1. Why Warming Up Prevents Injuries (The Real Reason)
Climbers think warm-ups “increase blood flow.”
True — but biomechanically incomplete.
A warm-up prepares tissues for force, specifically:
1. Tendon stiffness increases
Stiffer tendons → less deformation → lower injury risk.
2. Neuromuscular control improves
Better recruitment → better force direction → safer mechanics.
3. Joint alignment resets
Scapula, wrist, and hip position become stable under load.
4. Tissue temperature rises
This reduces friction in tendon sheaths → less irritation.
5. Force production ramps gradually
No sudden spikes that damage pulleys or elbows.
A warm-up is a mechanical preparation system, not cardio.
2. The Four Phases of a Climbing Warm-Up
Every effective warm-up includes:
Phase 1 — Global Movement (2–4 min)
Purpose: raise temperature + wake up stabilizers.
Examples:
- easy jogging
- rowing machine
- skipping
- dynamic full-body mobility
- wrist circles, shoulder mobility, hip openers
Not exhaustive — just to get “moving.”
Phase 2 — Joint Positioning & Stability (2–4 min)
Purpose: align joints to prevent force drift.
Key targets:
- scapula (retraction, depression, upward rotation)
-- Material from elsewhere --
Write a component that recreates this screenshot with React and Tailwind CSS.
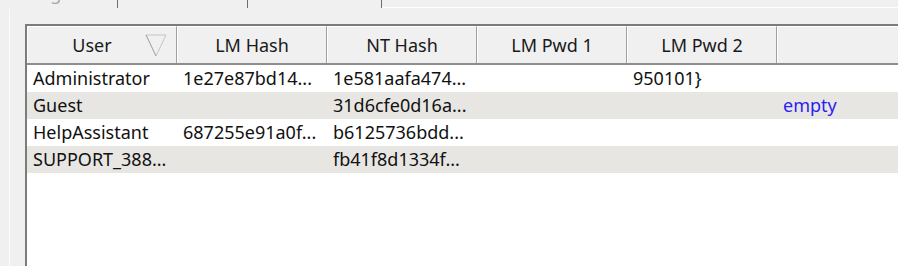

- shoulders (external rotation)
- wrists (neutral, extension control)
- hips (external + internal rotation mobility)
Exercises:
- scapular push-ups
- scapular pull-ups
- wall slides
- YTWL
- wrist extension/flexion
- hip rotation mobility
This phase eliminates “bad force angles,” the root of most injuries.
Phase 3 — Finger & Tendon Activation (2–4 min)
Purpose: prepare pulleys, flexors, extensors and tendon sheaths.
Includes:
- finger curls
- low-intensity half-crimp holds
- open-hand activations
- light recruitment pulls
- rubber band finger extensions
Load should be 20–40% of max — just enough to activate, not fatigue.
This phase is non-negotiable for injury prevention.
Phase 4 — Climbing-Specific Load Ramp (3–6 min)
Purpose: gradually increase climbing force.
Progression:
- large jugs
- medium edges
- feet-only movements
- easy boulders
- harder moves with perfect control
- last: tension-based moves (compression, sidepulls, slopers)
- You should feel:
- tendons awake
- movement clean
- fingers precise
- shoulders stable
- no “gritty” sensations
If something feels unstable → stay in this phase longer.
3. The 10-Minute “Perfect Minimalist Warm-Up”
For climbers short on time:
1. 90 seconds cardio/mobility
- light jog
- rowing
- mobility flow
2. 90 seconds scapular control
- 10 scapular pull-ups
- 10 scapular push-ups
- 10 wall slides
3. 90 seconds finger activation
- 3 light hangs (20–40% load)
- 10 finger curls
- 10 rubber-band extensions
4. 90 seconds shoulder/wrist prep
- external rotation
- wrist extension
- wrist pronation/supination
5. 2–3 minutes climbing ramp-up
- jugs → medium holds → easy boulders
This 10-minute system prevents most finger, shoulder, elbow and wrist injuries.
4. The “Red Flag” Signs You’re Not Warmed Up
If any of these appear during early climbing, you’re not actually warmed up:
- fingers feel “sloppy”
- shoulders feel unstable
- early pump
- pain on first crimp
- wrist collapsing
- hips feel stiff
- precision is low
- scapula drifts during pulling
These are mechanical warnings — stop and reset the warm-up.
5. Why Warming Up Should Change Based on Session Type
You warm up differently depending on what’s coming:
Max Strength Session
- longer finger activation
- more scapular stability drills
- minimal fatigue
Power/Dyno Session
- more dynamic warm-up
- hip + shoulder mobility
- landing mechanics activation
Volume/Endurance Session
- more general movement
- less finger recruitment
- smoother ramp-up
Sloper/Compression Session
- heavy focus on wrist stability
- scapula upward rotation
- serratus activation
Warm-ups are specific — never generic.
6. Why Most Climbers Warm Up Incorrectly
Common errors:
- jumping straight to small holds
- “one easy boulder” → then sending
- skipping scapular mechanics
- skipping wrist control
- passive stretching (bad for tendon readiness)
- warm-up that causes fatigue
- fast jumps in intensity
- not warming up movement patterns they’ll actually use
Warm-up is about priming, not proving.
7. How to Know You Are Ready to Climb Hard
Before you start a real session, you should feel:
- fingers precise
- scapula stable
- shoulders controlled
- wrist neutral and reliable
- hips free to rotate
- no tension or pinching
- coordinated movement
If any system feels off → extend warm-up 2–3 minutes until stable.
Your body always tells you when it’s not ready.